Until early in the 20th century, parents panicked when a child appeared to be left-handed. Many took radical and brutal measures to convert the child -- an early version of "reparative therapy," forcing left-handed children to write with their right hands. Only late in the 20th century has the concern diminished.

Today when we notice that Barack Obama or Bill Clinton or George H. W. Bush are left-handed, it is an idle observation -- not a loaded one. No one would today draw conclusions from that truth, as people drew conclusions about left-handed people for thousands of years.

You see where I'm going. The goal is for homosexuality to lose all its negative connotations -- to become not worth mentioning or worth mentioning only in special, neutral contexts.

It is still surely a good thing for gay people to come out.

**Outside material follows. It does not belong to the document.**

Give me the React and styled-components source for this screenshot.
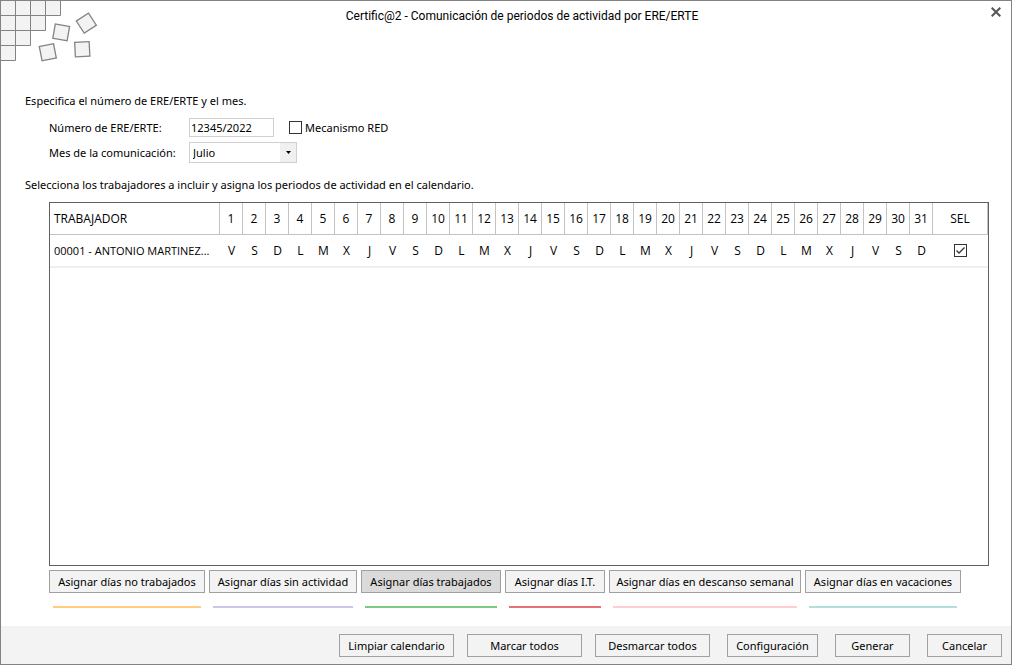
import React, { useState } from 'react';
import styled, { createGlobalStyle } from 'styled-components';

const GlobalStyle = createGlobalStyle`
    * {
        box-sizing: border-box;
    }

    body {
        margin: 0;
        background: #FFFFFF;
        color: #000000;
        font-family: 'Noto Sans', 'Open Sans', sans-serif;
        font-size: 11px;
        line-height: 16px;
    }

    button, input, select {
        font: inherit;
        color: inherit;
    }
`;

const Window = styled.div`
    display: flex;
    flex-direction: column;
    min-height: 100vh;
    border: 1px solid #838383;
`;

const Header = styled.header`
    display: flex;
    align-items: flex-start;
    height: 62px;
`;

const Logo = styled.svg`
    flex: none;
    width: 98px;
    height: 62px;
    fill: #F3F3F3;
    stroke: #838383;
`;

const Title = styled.h1`
    flex: 1;
    margin: 0;
    padding: 7px 0 0;
    font-family: Roboto, 'Noto Sans', sans-serif;
    font-size: 12px;
    font-weight: 400;
    line-height: 16px;
    text-align: center;
`;

const CloseButton = styled.button`
    display: flex;
    justify-content: flex-end;
    width: 66px;
    padding: 6px 10px;
    border: 0;
    background: none;
`;

const Main = styled.main`
    flex: 1;
    display: flex;
    flex-direction: column;
    padding: 30px 22px 18px 24px;
`;

const Hint = styled.p`
    margin: 0;
`;

const Form = styled.form`
    display: flex;
    flex-direction: column;
    gap: 5px;
    padding: 9px 0 14px 24px;
`;

const Field = styled.div`
    display: flex;
    align-items: center;
`;

const Label = styled.label`
    width: 140px;
`;

const TextInput = styled.input`
    width: 85px;
    height: 19px;
    margin-right: 15px;
    padding: 0 1px;
    border: 1px solid #D0D0D0;
`;

const SelectBox = styled.div`
    display: grid;
    width: 108px;
    height: 21px;

    > * {
        grid-area: 1 / 1;
    }
`;

const Select = styled.select`
    appearance: none;
    padding: 0 20px 0 3px;
    border: 1px solid #D0D0D0;
    border-radius: 0;
    background: linear-gradient(#F0F0F0, #F0F0F0) right / 16px 100% no-repeat #FFFFFF;
`;

const Arrow = styled.svg`
    align-self: center;
    justify-self: end;
    margin-right: 6px;
    pointer-events: none;
`;

const CheckLabel = styled.label`
    display: flex;
    align-items: center;
    gap: 3px;
`;

const CheckBox = styled.span`
    display: grid;
    width: 13px;
    height: 13px;

    > * {
        grid-area: 1 / 1;
    }

    svg {
        display: none;
        pointer-events: none;
    }

    input:checked + svg {
        display: block;
    }
`;

const CheckInput = styled.input`
    appearance: none;
    width: 13px;
    height: 13px;
    margin: 0;
    border: 1px solid #333333;
    background: #FFFFFF;
`;

const Calendar = styled.div`
    flex: 1;
    margin: 9px 0 4px 24px;
    border: 1px solid #606060;
`;

const Table = styled.table`
    width: 100%;
    table-layout: fixed;
    border-collapse: separate;
    border-spacing: 0;
    font-family: 'Open Sans', 'Noto Sans', sans-serif;
    font-size: 12px;
    line-height: 16px;
    text-align: center;
`;

const HeadCell = styled.th`
    width: ${({ $width }) => $width || 'auto'};
    height: 32px;
    padding: ${({ $left }) => ($left ? '0 4px' : '0')};
    border-right: 1px solid #C3C3C3;
    border-bottom: 1px solid #C3C3C3;
    font-weight: 400;
    text-align: ${({ $left }) => ($left ? 'left' : 'center')};
`;

const Cell = styled.td`
    height: 33px;
    padding: 0;
    border-bottom: 2px solid #EFEFEF;

    ${CheckBox} {
        margin: 0 auto;
    }
`;

const WorkerCell = styled(Cell)`
    padding-left: 4px;
    font-size: 11px;
    text-align: left;
    white-space: nowrap;
`;

const Assignments = styled.div`
    display: flex;
    gap: 4px;
    padding-left: 24px;
`;

const Assignment = styled.div`
    display: flex;
    flex-direction: column;
    gap: 13px;
    width: ${({ $width }) => $width};
`;

const ColorBar = styled.div`
    height: 2px;
    margin: 0 4px;
    background: ${({ $color }) => $color};
`;

const Button = styled.button`
    width: ${({ $width }) => $width || 'auto'};
    height: 23px;
    padding: 0;
    border: 1px solid #A0A0A0;
    background: ${({ $active }) => ($active ? '#DADADA' : '#F3F3F3')};
    white-space: nowrap;
`;

const Footer = styled.footer`
    display: flex;
    justify-content: flex-end;
    gap: 17px;
    padding: 8px 9px 7px;
    background: #F3F3F3;
`;

const ButtonGroup = styled.div`
    display: flex;
    gap: 13px;
`;

const DAYS = Array.from({ length: 31 }, (_, i) => i + 1);
const WEEK = ['V', 'S', 'D', 'L', 'M', 'X', 'J'];
const MONTHS = ['Enero', 'Febrero', 'Marzo', 'Abril', 'Mayo', 'Junio', 'Julio', 'Agosto', 'Septiembre', 'Octubre', 'Noviembre', 'Diciembre'];

const ASSIGNMENTS = [
	{ text: 'Asignar días no trabajados', color: '#FFCC80', width: '156px' },
	{ text: 'Asignar días sin actividad', color: '#D1C4E9', width: '148px' },
	{ text: 'Asignar días trabajados', color: '#81C784', width: '140px' },
	{ text: 'Asignar días I.T.', color: '#E57373', width: '100px' },
	{ text: 'Asignar días en descanso semanal', color: '#FFCDD2', width: '192px' },
	{ text: 'Asignar días en vacaciones', color: '#B2DFDB', width: '156px' },
];

const Check = (props) => (
	<CheckBox>
		<CheckInput type="checkbox" {...props} />
		<svg width="13" height="13" fill="none" stroke="#333333" strokeWidth="1.3">
			<path d="M2.5 6.5 5 9 10.5 3.5" />
		</svg>
	</CheckBox>
);

const WindowLogo = () => (
	<Logo viewBox="1 1 98 62" aria-hidden="true">
		<path d="M0 .5H60.5V15.5H45.5V30.5H30.5V45.5H15.5V60.5H0Z" />
		<path d="M0 15.5H45.5M0 30.5H30.5M0 45.5H15.5M15.5 0V45.5M30.5 0V30.5M45.5 0V15.5" />
		<g strokeWidth="1.3">
			<rect x="54" y="25" width="14.5" height="14.5" transform="rotate(10 61 32)" />
			<rect x="79" y="16" width="14.5" height="14.5" transform="rotate(-33 86 23)" />
			<rect x="40.5" y="45" width="14.5" height="14.5" transform="rotate(-11 47.5 52)" />
			<rect x="75" y="42" width="14.5" height="14.5" transform="rotate(-3 82 49)" />
		</g>
	</Logo>
);

const App = () => {
	const [active, setActive] = useState(2);

	return (
		<Window>
			<GlobalStyle />
			<Header>
				<WindowLogo />
				<Title>Certific@2 - Comunicación de periodos de actividad por ERE/ERTE</Title>
				<CloseButton type="button" aria-label="Cerrar">
					<svg width="10" height="10" fill="none" stroke="#555555" strokeWidth="2">
						<path d="M.7.7 9.3 9.3M9.3.7.7 9.3" />
					</svg>
				</CloseButton>
			</Header>
			<Main>
				<Hint>Especifica el número de ERE/ERTE y el mes.</Hint>
				<Form>
					<Field>
						<Label htmlFor="ere">Número de ERE/ERTE:</Label>
						<TextInput id="ere" defaultValue="12345/2022" />
						<CheckLabel>
							<Check />
							Mecanismo RED
						</CheckLabel>
					</Field>
					<Field>
						<Label htmlFor="mes">Mes de la comunicación:</Label>
						<SelectBox>
							<Select id="mes" defaultValue="Julio">
								{MONTHS.map((month) => <option key={month}>{month}</option>)}
							</Select>
							<Arrow width="5" height="3"><path d="M0 0H5L2.5 3Z" /></Arrow>
						</SelectBox>
					</Field>
				</Form>
				<Hint>Selecciona los trabajadores a incluir y asigna los periodos de actividad en el calendario.</Hint>
				<Calendar>
					<Table>
						<thead>
							<tr>
								<HeadCell $left>TRABAJADOR</HeadCell>
								{DAYS.map((day) => <HeadCell key={day} $width="23px">{day}</HeadCell>)}
								<HeadCell $width="55px">SEL</HeadCell>
							</tr>
						</thead>
						<tbody>
							<tr>
								<WorkerCell>00001 - ANTONIO MARTINEZ...</WorkerCell>
								{DAYS.map((day) => <Cell key={day}>{WEEK[(day - 1) % 7]}</Cell>)}
								<Cell><Check defaultChecked aria-label="Seleccionar trabajador" /></Cell>
							</tr>
						</tbody>
					</Table>
				</Calendar>
				<Assignments>
					{ASSIGNMENTS.map(({ text, color, width }, i) => (
						<Assignment key={text} $width={width}>
							<Button type="button" $active={i === active} onClick={() => setActive(i)}>{text}</Button>
							<ColorBar $color={color} />
						</Assignment>
					))}
				</Assignments>
			</Main>
			<Footer>
				<ButtonGroup>
					<Button type="button" $width="115px">Limpiar calendario</Button>
					<Button type="button" $width="115px">Marcar todos</Button>
					<Button type="button" $width="115px">Desmarcar todos</Button>
				</ButtonGroup>
				<Button type="button" $width="91px">Configuración</Button>
				<Button type="button" $width="75px">Generar</Button>
				<Button type="button" $width="75px">Cancelar</Button>
			</Footer>
		</Window>
	);
};

export default App;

Saying "I'm gay" can dispel one's own homophobia and combat other people's.

But the goal -- the vanishing point in this painting that we know as the gay movement -- would be a society where the movement itself isn't needed.

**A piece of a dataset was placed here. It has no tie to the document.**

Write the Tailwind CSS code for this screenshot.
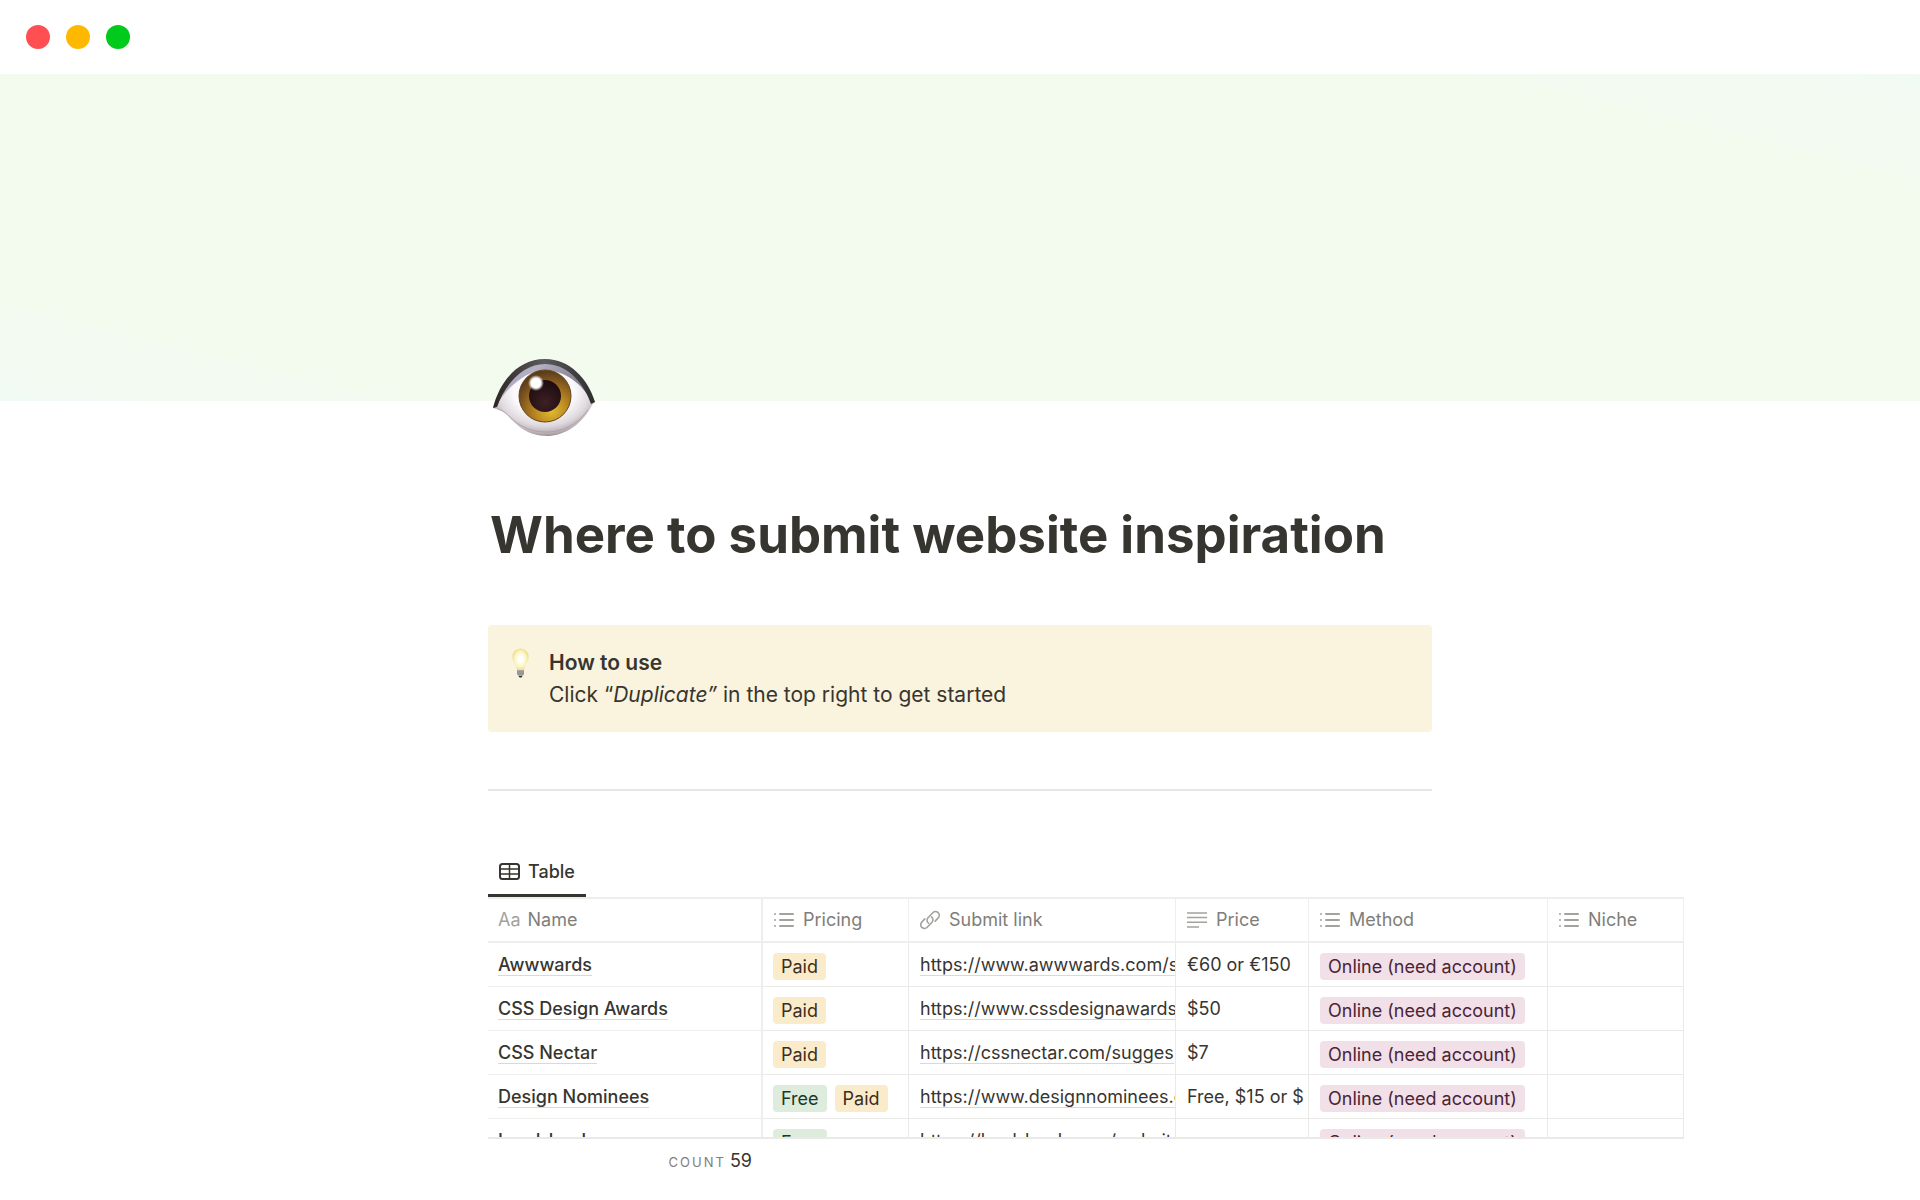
<!DOCTYPE html>
<html lang="en">

<head>
    <meta charset="UTF-8" />
    <meta name="viewport" content="width=device-width, initial-scale=1.0" />
    <title>Where to submit website inspiration</title>
    <script src="https://cdn.jsdelivr.net/npm/@tailwindcss/browser@4"></script>
</head>

<body class="bg-white text-[#37352f] font-['Inter','Liberation_Sans',sans-serif]">
    <!-- shared icons -->
    <svg class="hidden">
        <symbol id="list" viewBox="0 0 20 16">
            <g fill="#a3a29e">
                <rect x="0" y="1" width="2" height="2" rx="1" />
                <rect x="0" y="7" width="2" height="2" rx="1" />
                <rect x="0" y="13" width="2" height="2" rx="1" />
                <rect x="5" y="1" width="15" height="2" rx="1" />
                <rect x="5" y="7" width="15" height="2" rx="1" />
                <rect x="5" y="13" width="15" height="2" rx="1" />
            </g>
        </symbol>
    </svg>

    <div class="h-screen flex flex-col">
        <div class="h-[74px] shrink-0 flex items-center gap-4 px-[26px]">
            <span class="size-6 rounded-full bg-[#ff4f52]"></span>
            <span class="size-6 rounded-full bg-[#ffb800]"></span>
            <span class="size-6 rounded-full bg-[#00ca1b]"></span>
        </div>

        <div class="h-[327px] shrink-0 bg-[linear-gradient(14deg,#f0fbf3,#f3faf3_3%,#f3faf2_11%,#f3faee_13%,#f3faee_86%,#f3faf2_88%,#f3faf3_97%,#f0fbf3)]"></div>

        <main class="w-full max-w-[944px] mx-auto flex flex-col flex-1 min-h-0">
            <svg class="w-[104px] h-20 ml-1 -mt-[43px] shrink-0 relative" viewBox="0 0 104 80" role="img" aria-label="Eye">
                <defs>
                    <radialGradient id="white" cx="50%" cy="42%" r="60%">
                        <stop offset="0.5" stop-color="#fbf9fb" />
                        <stop offset="0.75" stop-color="#dfd9dd" />
                        <stop offset="0.92" stop-color="#b5aab0" />
                        <stop offset="1" stop-color="#85777c" />
                    </radialGradient>
                    <linearGradient id="lid" x1="0" y1="0" x2="1" y2="0">
                        <stop offset="0" stop-color="#2b2621" />
                        <stop offset="0.5" stop-color="#5b5b5c" />
                        <stop offset="1" stop-color="#2c2d2f" />
                    </linearGradient>
                    <linearGradient id="crease" x1="0" y1="0" x2="1" y2="0.4">
                        <stop offset="0" stop-color="#9a98ab" />
                        <stop offset="0.4" stop-color="#b4b2c5" />
                        <stop offset="1" stop-color="#77757d" />
                    </linearGradient>
                    <radialGradient id="iris" cx="62%" cy="78%" r="75%">
                        <stop offset="0" stop-color="#e2bd31" />
                        <stop offset="0.45" stop-color="#b5831f" />
                        <stop offset="0.8" stop-color="#7d5420" />
                        <stop offset="1" stop-color="#5b3d1b" />
                    </radialGradient>
                    <radialGradient id="pupil" cx="50%" cy="70%" r="65%">
                        <stop offset="0" stop-color="#3d2024" />
                        <stop offset="1" stop-color="#1e0d10" />
                    </radialGradient>
                    <radialGradient id="glint">
                        <stop offset="0.6" stop-color="#fff" />
                        <stop offset="1" stop-color="#fff" stop-opacity="0" />
                    </radialGradient>
                </defs>
                <path d="M1 50C8 22 27 1 53 1c25 0 43 20 50 43-2 1-3 3-4 5C88 69 70 78 55 78 36 78 25 68 15 57 10 53 6 51 1 50z" fill="url(#white)" />
                <path d="M5 51c4 0 8 3 12 7 10 10 21 16 38 16 16 0 31-8 41-22" fill="none" stroke="#a0959b" stroke-width="1" opacity=".6" />
                <path d="M3 49C9 26 28 5 53 5c24 0 41 18 47 39C90 25 73 13 53 12 34 13 16 28 3 49z" fill="url(#crease)" />
                <path d="M1 50C8 22 27 1 53 1c25 0 43 20 50 43l-4 2C90 20 72 6 53 6 31 6 13 26 5 49z" fill="url(#lid)" />
                <circle cx="53" cy="38" r="26" fill="url(#iris)" stroke="#66461f" />
                <circle cx="53" cy="38" r="16" fill="url(#pupil)" />
                <circle cx="44" cy="25" r="8" fill="url(#glint)" />
            </svg>

            <h1 class="mt-[63px] ml-[2px] text-[51px] leading-[68px] font-bold whitespace-nowrap shrink-0">Where to submit website inspiration</h1>

            <section class="mt-14 shrink-0 flex bg-[#faf3dd] rounded px-6 pt-[22px] pb-[21px]">
                <svg class="w-[17px] h-[30px] mt-px mr-5" viewBox="0 0 17 30" role="img" aria-label="Light bulb">
                    <defs>
                        <radialGradient id="bulb">
                            <stop offset="0.3" stop-color="#fffef8" />
                            <stop offset="0.75" stop-color="#fbf3bd" />
                            <stop offset="1" stop-color="#f0dc8c" />
                        </radialGradient>
                    </defs>
                    <path d="M8.500 0.500a8 8 0 0 1 8 8.500c0 5-4 7-4.500 13H5C4.500 16 .5 14 .5 9a8 8 0 0 1 8-8.500z" fill="url(#bulb)" />
                    <path d="M5 22h7v4l-1.500 2h-4L5 26z" fill="#aaa9a8" />
                    <path d="M5 24h7M5 26h7" stroke="#75787a" stroke-width="0.700" />
                    <path d="M6.500 28h4l-1 1.500h-2z" fill="#333" />
                </svg>
                <div class="text-[21px] leading-8">
                    <p class="font-semibold">How to use</p>
                    <p>Click “<em>Duplicate”</em> in the top right to get started</p>
                </div>
            </section>

            <hr class="mt-[57px] shrink-0 border-t-2 border-[#e6e6e4]" />

            <div class="mt-[61px] shrink-0 flex" role="tablist">
                <button type="button" role="tab" aria-selected="true" class="h-[45px] flex items-center gap-2 px-[11px] pb-1 border-b-3 border-[#37352f] text-[18px] font-medium">
                    <svg class="w-[21px] h-[17px]" viewBox="0 0 21 17" fill="none" stroke="#37352f" stroke-width="1.500">
                        <rect x="1" y="1" width="19" height="15" rx="2.500" stroke-width="2" />
                        <path d="M1 6h19M1 11h19M10.500 1v15" />
                    </svg>
                    Table
                </button>
            </div>

            <div class="w-[1196px] flex-1 min-h-0 overflow-hidden border-b-2 border-[#e9e9e7]">
                <table class="w-full table-fixed border-separate border-spacing-0 text-[18px] leading-6 text-left whitespace-nowrap">
                    <colgroup>
                        <col class="w-[275px]" />
                        <col class="w-[146px]" />
                        <col class="w-[267px]" />
                        <col class="w-[133px]" />
                        <col class="w-[239px]" />
                        <col class="w-[136px]" />
                    </colgroup>
                    <thead class="text-[#7f7e7a]">
                        <tr class="h-[46px]">
                            <th class="border-y-2 border-r-2 border-[#eeeeed] pl-[10px] font-normal">
                                <div class="flex gap-[7px]"><span class="text-[#a3a29e]">Aa</span>Name</div>
                            </th>
                            <th class="border-y-2 border-r border-[#eeeeed] pl-[11px] font-normal">
                                <div class="flex items-center gap-[9px]"><svg class="w-5 h-4"><use href="#list" /></svg>Pricing</div>
                            </th>
                            <th class="border-y-2 border-r border-[#eeeeed] pl-[11px] font-normal">
                                <div class="flex items-center gap-[9px]">
                                    <svg class="size-5" viewBox="0 0 20 20" fill="none" stroke="#a3a29e" stroke-width="1.600" stroke-linecap="round">
                                        <path d="M8.500 13.200A3.800 3.800 0 0 1 8 7.700l4.800-5a3.700 3.700 0 0 1 5.400 5.200l-3 3.200" />
                                        <path d="M11.500 6.800a3.800 3.800 0 0 1 .5 5.500l-4.800 5a3.700 3.700 0 0 1-5.400-5.200l3-3.200" />
                                    </svg>
                                    Submit link
                                </div>
                            </th>
                            <th class="border-y-2 border-r border-[#eeeeed] pl-[11px] font-normal">
                                <div class="flex items-center gap-[9px]">
                                    <svg class="w-5 h-4" viewBox="0 0 20 16" fill="none" stroke="#a3a29e" stroke-width="1.500">
                                        <path d="M0 1h20M0 5.600h20M0 10.300h20M0 15h12" />
                                    </svg>
                                    Price
                                </div>
                            </th>
                            <th class="border-y-2 border-r border-[#eeeeed] pl-[11px] font-normal">
                                <div class="flex items-center gap-[9px]"><svg class="w-5 h-4"><use href="#list" /></svg>Method</div>
                            </th>
                            <th class="border-y-2 border-r border-[#eeeeed] pl-[11px] font-normal">
                                <div class="flex items-center gap-[9px]"><svg class="w-5 h-4"><use href="#list" /></svg>Niche</div>
                            </th>
                        </tr>
                    </thead>
                    <tbody id="rows"></tbody>
                </table>
            </div>

            <div class="h-[61px] shrink-0 w-[275px] pr-[11px] pt-2 flex items-baseline justify-end gap-1 leading-7">
                <span class="text-[13px] tracking-[2px] text-[#7f7e7a]">COUNT</span>
                <span class="text-[18px]">59</span>
            </div>
        </main>
    </div>

    <script>
        const sites = [
            { name: 'Awwwards', pricing: ['Paid'], link: 'https://www.awwwards.com/s', price: '€60 or €150' },
            { name: 'CSS Design Awards', pricing: ['Paid'], link: 'https://www.cssdesignawards', price: '$50' },
            { name: 'CSS Nectar', pricing: ['Paid'], link: 'https://cssnectar.com/sugges', price: '$7' },
            { name: 'Design Nominees', pricing: ['Free', 'Paid'], link: 'https://www.designnominees.c', price: 'Free, $15 or $' },
            { name: 'Land-book', pricing: ['Free'], link: 'https://land-book.com/websit', price: '' },
        ];

        const colors = {
            Paid: 'bg-[#faeccb] text-[#402c1b]',
            Free: 'bg-[#ddecdc] text-[#1c3829]',
        };

        const tag = (text, color) => `<span class="h-[27px] px-2 rounded flex items-center ${color}">${text}</span>`;

        document.getElementById('rows').innerHTML = sites.map((site) => `
            <tr class="h-11">
                <td class="border-b border-r-2 border-[#eeeeed] pl-[10px] font-medium"><a href="#" class="border-b border-[#d9d9d7]">${site.name}</a></td>
                <td class="border-b border-r border-[#e9e9e7] pl-[10px] pt-1"><div class="flex gap-2">${site.pricing.map((p) => tag(p, colors[p])).join('')}</div></td>
                <td class="border-b border-r border-[#e9e9e7] pl-[11px] overflow-hidden"><a href="${site.link}" class="border-b border-[#d9d9d7]">${site.link}</a></td>
                <td class="border-b border-r border-[#e9e9e7] pl-[11px] overflow-hidden">${site.price}</td>
                <td class="border-b border-r border-[#e9e9e7] pl-[11px] pt-1"><div class="flex">${tag('Online (need account)', 'bg-[#f1e0e8] text-[#4c2337]')}</div></td>
                <td class="border-b border-r border-[#e9e9e7]"></td>
            </tr>`).join('');
    </script>
</body>

</html>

Ultimately, the goal must be to see being gay, lesbian, bisexual or transgender as like being left-handed and not even to announce sexual orientation where it isn't needed or relevant. We don't say, "Maria is running for Congress. She is left-handed, you know." Anyone who said that would sound bizarre. Our ultimate goal is to put being gay in that category. And we definitely will.

We aren't there yet, obviously. People who call me to interview me still on occasion introduce themselves by saying, "Hello. My name is So-and-so. I'm a gay American." I told the last one, "I don't give a damn if you are gay or American." We went on and met the following week. Being gay isn't a debit, and it isn't a credential -- though being out of the closet still takes some guts, especially in more conservative precincts.

We have a way to go, but we can at least look at the citadel toward which we are headed. It is one in which one's sexual orientation is a matter of indifference. Gay people can hasten the arrival of that day by acting when possible as if it has already arrived. It is a great thing not to have to declare yourself. "I'm a New York Jew." Who cares, really?

I know it's early for this talk of an end point, especially when so much homophobia remains embedded in our culture here and in societies around the world. People still need to define themselves as gay for many good reasons. They need to clear the atmosphere within them and outside them. But keep in mind the analogy with left-handedness, and in certain company, start assuming -- as many are starting to do -- that it doesn't matter. As William Blake once observed, "What is now proved was once only imagined."

Where possible, assume that other people don't care, and if they do, assume that there is something wrong with them. It is their problem, not yours.

I see signs of this ideal society coming to pass already -- glorious signs. A teenager told me nonchalantly that she met a friend's parent with the parent's same-sex partner. The teenager assumed that it wasn't a crucial fact, and it wasn't.

Some will miss the days when being gay was a special secret and gay people lived in a subculture where they managed to find sex and love and friendship against all odds. There was something thrilling about that for many who survived it. But what went with it for too many was also a lot of horrible self-loathing, anti-gay violence, discrimination and second-class citizenship. Giving up the feeling of specialness because you are in exile amounts to giving up very little. Left-handed people are doing just fine without the stigma. LGBT people deserve to be free of it as well.

The late Dr. Frank Kameny, who pioneered gay liberation in the early 1960s and continued doing so for 40-plus years, coined the slogan "gay is good" to lift up his brothers and sisters.

I think my friend Frank would have welcomed the day when being gay had become as unremarkable as left-handedness - -a day when people had become free to concentrate on correcting other social injustices and could stop thinking about this one.